### Work instructions
Carry none of the pictures over; write out the complete data exactly.
►
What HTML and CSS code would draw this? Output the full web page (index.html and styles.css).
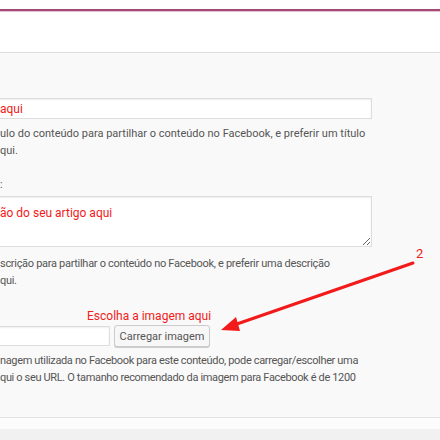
FILE: index.html
```html
<!DOCTYPE html>
<html lang="pt">
<head>
  <meta charset="UTF-8" />
  <meta name="viewport" content="width=device-width, initial-scale=1.0"/>
  <title>Facebook Open Graph</title>
  <link rel="stylesheet" href="styles.css">
</head>
<body>

  <div class="tabs">
    <div class="tab-line"></div>
  </div>

  <div class="panel">
    <div class="field field-title">
      <input type="text" class="text-input wide" value="aqui" />
      <p class="help">ulo do conteúdo para partilhar o conteúdo no Facebook, e preferir um título<br>qui.</p>
    </div>

    <div class="field field-desc">
      <label class="label">:</label>
      <textarea class="text-area">ão do seu artigo aqui</textarea>
      <p class="help">scrição para partilhar o conteúdo no Facebook, e preferir uma descrição<br>qui.</p>
    </div>

    <div class="field field-image">
      <div class="hint">Escolha a imagem aqui</div>
      <div class="upload-row">
        <input type="text" class="text-input short" />
        <button class="button">Carregar imagem</button>
      </div>
      <p class="help">nagem utilizada no Facebook para este conteúdo, pode carregar/escolher uma<br>qui o seu URL. O tamanho recomendado da imagem para Facebook é de 1200</p>
    </div>
  </div>
  <div class="footer-strip"></div>

  <!-- annotation arrow drawn over the form -->
  <div class="note">
    <span class="note-num">2</span>
    <svg class="note-arrow" width="440" height="440" viewBox="0 0 440 440">
      <line x1="413" y1="263" x2="234" y2="325" stroke="#f21a1a" stroke-width="3" stroke-linecap="round"/>
      <polygon points="221,330 236,317 240,331" fill="#f21a1a"/>
    </svg>
  </div>

</body>
</html>
```

FILE: styles.css
```css
body {
  margin: 0;
  background: #f1f1f1;
  font-family: Roboto, 'Open Sans', sans-serif;
  font-size: 11px;
  color: #555;
  overflow: hidden;
}

.tabs {
  background: #fff;
  height: 53px;
  padding-top: 9px;
  box-sizing: border-box;
  border-bottom: 1px solid #ddd;
}

.tab-line {
  height: 2px;
  background: #a24a78;
  border-bottom: 1px solid #e7bfd3;
}

.panel {
  background: #f9f9f9;
  height: 365px;
  box-sizing: border-box;
  padding-top: 45px;
  border-bottom: 1px solid #e3e3e3;
}

.field {
  margin-left: -4px;
}

.text-input {
  height: 21px;
  box-sizing: border-box;
  border: 1px solid #ddd;
  box-shadow: inset 0 1px 2px rgba(0, 0, 0, 0.07);
  background: #fff;
  font-family: inherit;
  font-size: 12px;
  color: #f21a1a;
  padding: 0 3px;
  outline: none;
}

.wide {
  display: block;
  width: 376px;
}

.short {
  width: 114px;
  height: 20px;
}

.help {
  margin: 6px 0 0 4px;
  line-height: 17px;
}

.label {
  display: block;
  margin: 18px 0 0 4px;
  height: 16px;
  line-height: 16px;
}

.text-area {
  display: block;
  margin-top: 3px;
  width: 376px;
  height: 51px;
  box-sizing: border-box;
  border: 1px solid #ddd;
  box-shadow: inset 0 1px 2px rgba(0, 0, 0, 0.07);
  background: #fff;
  font-family: inherit;
  font-size: 12px;
  color: #f21a1a;
  padding: 9px 3px;
  resize: vertical;
  outline: none;
}

.field-desc .help {
  margin-top: 8px;
  letter-spacing: -0.3px;
}

.hint {
  margin: 19px 0 0 91px;
  color: #f21a1a;
  font-size: 12px;
  line-height: 16px;
}

.upload-row {
  display: flex;
  align-items: center;
  gap: 4px;
  margin-top: 1px;
}

.button {
  width: 96px;
  height: 22px;
  padding: 0;
  border: 1px solid #ccc;
  border-radius: 3px;
  background: #f7f7f7;
  box-shadow: 0 1px 0 #ccc;
  font-family: inherit;
  font-size: 11px;
  color: #555;
  cursor: pointer;
}

.field-image .help {
  margin-top: 5px;
  letter-spacing: -0.35px;
}

.footer-strip {
  height: 11px;
  background: #fcfcfc;
}

.note {
  position: absolute;
  left: 0;
  top: 0;
  width: 440px;
  height: 440px;
  pointer-events: none;
}

.note-num {
  position: absolute;
  left: 416px;
  top: 246px;
  color: #f21a1a;
  font-size: 13px;
}

.note-arrow {
  position: absolute;
  left: 0;
  top: 0;
}
```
◄
### Task solution
What HTML and CSS code would draw this? Output the full web page (index.html and styles.css).
FILE: index.html
```html
<!DOCTYPE html>
<html lang="pt">
<head>
  <meta charset="UTF-8" />
  <meta name="viewport" content="width=device-width, initial-scale=1.0"/>
  <title>Facebook Open Graph</title>
  <link rel="stylesheet" href="styles.css">
</head>
<body>

  <div class="tabs">
    <div class="tab-line"></div>
  </div>

  <div class="panel">
    <div class="field field-title">
      <input type="text" class="text-input wide" value="aqui" />
      <p class="help">ulo do conteúdo para partilhar o conteúdo no Facebook, e preferir um título<br>qui.</p>
    </div>

    <div class="field field-desc">
      <label class="label">:</label>
      <textarea class="text-area">ão do seu artigo aqui</textarea>
      <p class="help">scrição para partilhar o conteúdo no Facebook, e preferir uma descrição<br>qui.</p>
    </div>

    <div class="field field-image">
      <div class="hint">Escolha a imagem aqui</div>
      <div class="upload-row">
        <input type="text" class="text-input short" />
        <button class="button">Carregar imagem</button>
      </div>
      <p class="help">nagem utilizada no Facebook para este conteúdo, pode carregar/escolher uma<br>qui o seu URL. O tamanho recomendado da imagem para Facebook é de 1200</p>
    </div>
  </div>
  <div class="footer-strip"></div>

  <!-- annotation arrow drawn over the form -->
  <div class="note">
    <span class="note-num">2</span>
    <svg class="note-arrow" width="440" height="440" viewBox="0 0 440 440">
      <line x1="413" y1="263" x2="234" y2="325" stroke="#f21a1a" stroke-width="3" stroke-linecap="round"/>
      <polygon points="221,330 236,317 240,331" fill="#f21a1a"/>
    </svg>
  </div>

</body>
</html>
```

FILE: styles.css
```css
body {
  margin: 0;
  background: #f1f1f1;
  font-family: Roboto, 'Open Sans', sans-serif;
  font-size: 11px;
  color: #555;
  overflow: hidden;
}

.tabs {
  background: #fff;
  height: 53px;
  padding-top: 9px;
  box-sizing: border-box;
  border-bottom: 1px solid #ddd;
}

.tab-line {
  height: 2px;
  background: #a24a78;
  border-bottom: 1px solid #e7bfd3;
}

.panel {
  background: #f9f9f9;
  height: 365px;
  box-sizing: border-box;
  padding-top: 45px;
  border-bottom: 1px solid #e3e3e3;
}

.field {
  margin-left: -4px;
}

.text-input {
  height: 21px;
  box-sizing: border-box;
  border: 1px solid #ddd;
  box-shadow: inset 0 1px 2px rgba(0, 0, 0, 0.07);
  background: #fff;
  font-family: inherit;
  font-size: 12px;
  color: #f21a1a;
  padding: 0 3px;
  outline: none;
}

.wide {
  display: block;
  width: 376px;
}

.short {
  width: 114px;
  height: 20px;
}

.help {
  margin: 6px 0 0 4px;
  line-height: 17px;
}

.label {
  display: block;
  margin: 18px 0 0 4px;
  height: 16px;
  line-height: 16px;
}

.text-area {
  display: block;
  margin-top: 3px;
  width: 376px;
  height: 51px;
  box-sizing: border-box;
  border: 1px solid #ddd;
  box-shadow: inset 0 1px 2px rgba(0, 0, 0, 0.07);
  background: #fff;
  font-family: inherit;
  font-size: 12px;
  color: #f21a1a;
  padding: 9px 3px;
  resize: vertical;
  outline: none;
}

.field-desc .help {
  margin-top: 8px;
  letter-spacing: -0.3px;
}

.hint {
  margin: 19px 0 0 91px;
  color: #f21a1a;
  font-size: 12px;
  line-height: 16px;
}

.upload-row {
  display: flex;
  align-items: center;
  gap: 4px;
  margin-top: 1px;
}

.button {
  width: 96px;
  height: 22px;
  padding: 0;
  border: 1px solid #ccc;
  border-radius: 3px;
  background: #f7f7f7;
  box-shadow: 0 1px 0 #ccc;
  font-family: inherit;
  font-size: 11px;
  color: #555;
  cursor: pointer;
}

.field-image .help {
  margin-top: 5px;
  letter-spacing: -0.35px;
}

.footer-strip {
  height: 11px;
  background: #fcfcfc;
}

.note {
  position: absolute;
  left: 0;
  top: 0;
  width: 440px;
  height: 440px;
  pointer-events: none;
}

.note-num {
  position: absolute;
  left: 416px;
  top: 246px;
  color: #f21a1a;
  font-size: 13px;
}

.note-arrow {
  position: absolute;
  left: 0;
  top: 0;
}
```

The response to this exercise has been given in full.